If you have ever tried to search a scanned document for a word and found nothing, or copied text from a scan only to get an empty clipboard, you have met the difference between an image and real text. Understanding that difference is the key to turning a useless scan into a fully searchable, professional document.
This guide explains what OCR is, why scanned PDFs behave the way they do, and how to get the most accurate results when recognising text.
When you scan or photograph a page, the result is an image — a grid of coloured dots that, to a human eye, clearly forms letters and words. To a computer, however, it is just a picture. There is no text data inside it whatsoever.
This is exactly why you cannot search a plain scan, select words in it, or reliably convert it to Word. It is also the single most common reason a PDF-to-Word conversion comes out completely empty: there was never any text for the converter to find in the first place.
OCR, which stands for optical character recognition, bridges this gap. An OCR engine analyses the image, recognises the shapes of individual characters and words, and then adds an invisible layer of real, selectable text on top of the original picture.
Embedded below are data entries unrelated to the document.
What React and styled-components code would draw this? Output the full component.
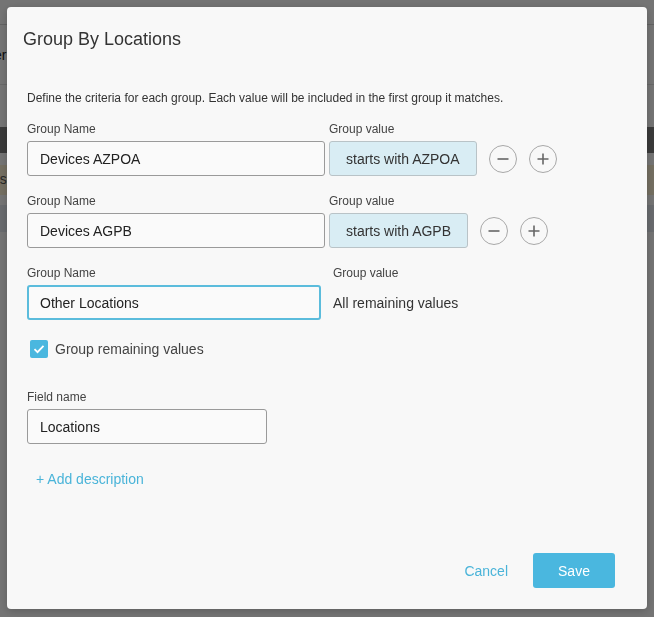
import React from 'react';
import styled, { createGlobalStyle } from 'styled-components';

const GlobalStyle = createGlobalStyle`
  html, body {
    margin: 0;
    padding: 0;
    background: #fff;
    font-family: "Liberation Sans", Arial, sans-serif;
  }
  * { box-sizing: border-box; }
`;

const Page = styled.div`
  width: 654px;
  height: 617px;
  overflow: hidden;
  display: flex;
  flex-direction: column;
  color: #222;
`;

const PageHeader = styled.div`
  height: 25px;
  border-bottom: 1px solid #d8d8d8;
`;

const PageSub = styled.div`
  height: 60px;
  border-bottom: 1px solid #e4e4e4;
  padding: 22px 0 0;
  font-size: 14px;
  margin-left: -6px;
`;

const PageBand = styled.div`
  height: ${(p) => p.h}px;
  margin-top: ${(p) => p.mt}px;
  background: ${(p) => p.bg};
  color: ${(p) => p.fg || '#222'};
  font-size: 14px;
  padding: 6px 0 0;
  margin-left: -8px;
`;

const Overlay = styled.div`
  position: fixed;
  inset: 0;
  background: rgba(0, 0, 0, 0.545);
  display: flex;
  align-items: flex-start;
  justify-content: center;
  padding-top: 7px;
`;

const Modal = styled.div`
  width: 640px;
  height: 602px;
  background: #f8f8f8;
  border-radius: 4px;
  display: flex;
  flex-direction: column;
  box-shadow: 0 2px 8px rgba(0, 0, 0, 0.2);
`;

const Header = styled.div`
  padding: 20px 16px 0;
`;

const Title = styled.h2`
  margin: 0;
  font-size: 18px;
  line-height: 24px;
  font-weight: 400;
  color: #333;
`;

const Body = styled.div`
  padding: 39px 20px 0;
  display: flex;
  flex-direction: column;
`;

const Description = styled.p`
  margin: 0 0 15px;
  font-size: 12px;
  line-height: 16px;
  color: #333;
`;

const GroupRow = styled.div`
  display: flex;
  align-items: flex-end;
  margin-bottom: 17px;
`;

const Field = styled.div`
  display: flex;
  flex-direction: column;
  gap: 4px;
  margin-left: ${(p) => p.ml || 0}px;
`;

const Label = styled.label`
  font-size: 12px;
  line-height: 16px;
  color: #444;
`;

const TextInput = styled.input`
  width: ${(p) => p.w}px;
  height: 35px;
  border: ${(p) => (p.focused ? '2px solid #5bbcdc' : '1px solid #9a9a9a')};
  border-radius: 3px;
  background: #fafafa;
  padding: 0 ${(p) => (p.focused ? 11 : 12)}px;
  font-family: inherit;
  font-size: 14px;
  color: #222;
  outline: none;
`;

const ValuePill = styled.div`
  height: 35px;
  display: flex;
  align-items: center;
  padding: 0 16px;
  background: #d9edf4;
  border: 1px solid #b9c3c7;
  border-radius: 3px;
  font-size: 14px;
  color: #333;
  white-space: nowrap;
`;

const PlainValue = styled.div`
  height: 35px;
  display: flex;
  align-items: center;
  font-size: 14px;
  color: #333;
`;

const Actions = styled.div`
  display: flex;
  gap: 12px;
  margin-left: 12px;
  height: 35px;
  align-items: center;
`;

const CircleButton = styled.button`
  width: 28px;
  height: 28px;
  border-radius: 50%;
  border: 1px solid #a8a8a8;
  background: transparent;
  padding: 0;
  display: flex;
  align-items: center;
  justify-content: center;
  color: #666;
`;

const CheckRow = styled.label`
  display: flex;
  align-items: center;
  gap: 7px;
  margin: 3px 0 31px 3px;
  font-size: 14px;
  color: #444;
`;

const CheckBox = styled.span`
  width: 18px;
  height: 18px;
  border-radius: 2px;
  background: #4ab7df;
  display: flex;
  align-items: center;
  justify-content: center;
`;

const LinkButton = styled.button`
  align-self: flex-start;
  border: none;
  background: transparent;
  font-family: inherit;
  font-size: 14px;
  color: ${(p) => p.color || '#4ab4d9'};
  padding: 8px 9px;
  margin-top: ${(p) => p.mt || 0}px;
`;

const Footer = styled.div`
  margin-top: auto;
  padding: 0 32px 21px 0;
  display: flex;
  justify-content: flex-end;
  align-items: center;
  gap: 9px;
`;

const CancelButton = styled.button`
  border: none;
  background: transparent;
  font-family: inherit;
  font-size: 14px;
  color: #4ab4d9;
  padding: 0 16px;
  height: 35px;
`;

const SaveButton = styled.button`
  width: 82px;
  height: 35px;
  border: none;
  border-radius: 3px;
  background: #4ab7df;
  color: #fff;
  font-family: inherit;
  font-size: 14px;
`;

const Minus = () => (
  <svg width="14" height="14" viewBox="0 0 14 14">
    <path d="M1.5 7h11" stroke="currentColor" strokeWidth="1.6" />
  </svg>
);

const Plus = () => (
  <svg width="14" height="14" viewBox="0 0 14 14">
    <path d="M1.5 7h11M7 1.5v11" stroke="currentColor" strokeWidth="1.6" />
  </svg>
);

const groups = [
  { name: 'Devices AZPOA', value: 'starts with AZPOA' },
  { name: 'Devices AGPB', value: 'starts with AGPB' },
];

export default function App() {
  return (
    <>
      <GlobalStyle />
      <Page>
        <PageHeader />
        <PageSub>er</PageSub>
        <PageBand h={26} mt={42} bg="#7f7f7f" fg="#e8e8e8">
          s
        </PageBand>
        <PageBand h={30} mt={12} bg="#fff4d6" fg="#555">
          es
        </PageBand>
        <PageBand h={27} mt={10} bg="#e6ebf2" />
      </Page>
      <Overlay>
        <Modal>
          <Header>
            <Title>Group By Locations</Title>
          </Header>
          <Body>
            <Description>
              Define the criteria for each group. Each value will be included in the first group it matches.
            </Description>
            {groups.map((g) => (
              <GroupRow key={g.name}>
                <Field>
                  <Label>Group Name</Label>
                  <TextInput w={298} defaultValue={g.name} />
                </Field>
                <Field ml={4}>
                  <Label>Group value</Label>
                  <ValuePill>{g.value}</ValuePill>
                </Field>
                <Actions>
                  <CircleButton>
                    <Minus />
                  </CircleButton>
                  <CircleButton>
                    <Plus />
                  </CircleButton>
                </Actions>
              </GroupRow>
            ))}
            <GroupRow>
              <Field>
                <Label>Group Name</Label>
                <TextInput w={294} focused defaultValue="Other Locations" />
              </Field>
              <Field ml={12}>
                <Label>Group value</Label>
                <PlainValue>All remaining values</PlainValue>
              </Field>
            </GroupRow>
            <CheckRow>
              <CheckBox>
                <svg width="14" height="14" viewBox="0 0 14 14">
                  <path d="M2.5 7.2l3 3 6-6.4" fill="none" stroke="#fff" strokeWidth="1.8" />
                </svg>
              </CheckBox>
              Group remaining values
            </CheckRow>
            <Field>
              <Label>Field name</Label>
              <TextInput w={240} defaultValue="Locations" />
            </Field>
            <LinkButton mt={19}>+ Add description</LinkButton>
          </Body>
          <Footer>
            <CancelButton>Cancel</CancelButton>
            <SaveButton>Save</SaveButton>
          </Footer>
        </Modal>
      </Overlay>
    </>
  );
}
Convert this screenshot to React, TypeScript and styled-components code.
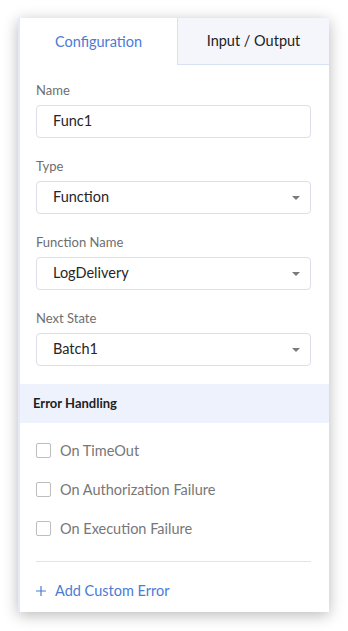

The page looks exactly the same to you, but underneath it now carries genuine text data. From that moment the document behaves like any born-digital PDF — you can search it, highlight and copy passages, and convert it accurately to other formats. The original image is preserved, so the visual appearance never changes.
OCR quality depends heavily on the quality of the input, and a little care at the scanning stage pays off enormously. Scan at around 300 DPI for crisp character shapes, keep the page straight rather than skewed, and make sure it is evenly lit without heavy shadows.
Clean, high-contrast black text on a white background recognises far more accurately than a faint, crooked, or low-resolution capture. If you are photographing a page rather than scanning it, hold the camera parallel to the page and fill the frame to give the engine the best possible image to work from.
Telling the OCR engine which language the document is in helps it choose the right character set and dictionary, which improves accuracy and reduces mistakes — especially for accented characters and non-Latin scripts. If a document mixes languages, recognising the dominant one usually gives the best overall result.
Handwriting, decorative fonts, and very small print are inherently harder to recognise than clean printed text, so expect lower accuracy on those. For critical documents, always proofread the recognised text against the original, since no OCR is perfect.
Once a scan has gained a text layer, its value rises sharply. It becomes findable in a search, usable in an archive, accessible to screen readers for people with visual impairments, and ready to feed into other tools that need real text.
For anyone digitising paperwork — receipts, contracts, old letters, or records — OCR is the step that turns a pile of pictures into a genuinely useful library. A folder of scanned documents you cannot search is little better than the paper originals; the same folder with OCR becomes an instantly searchable digital archive.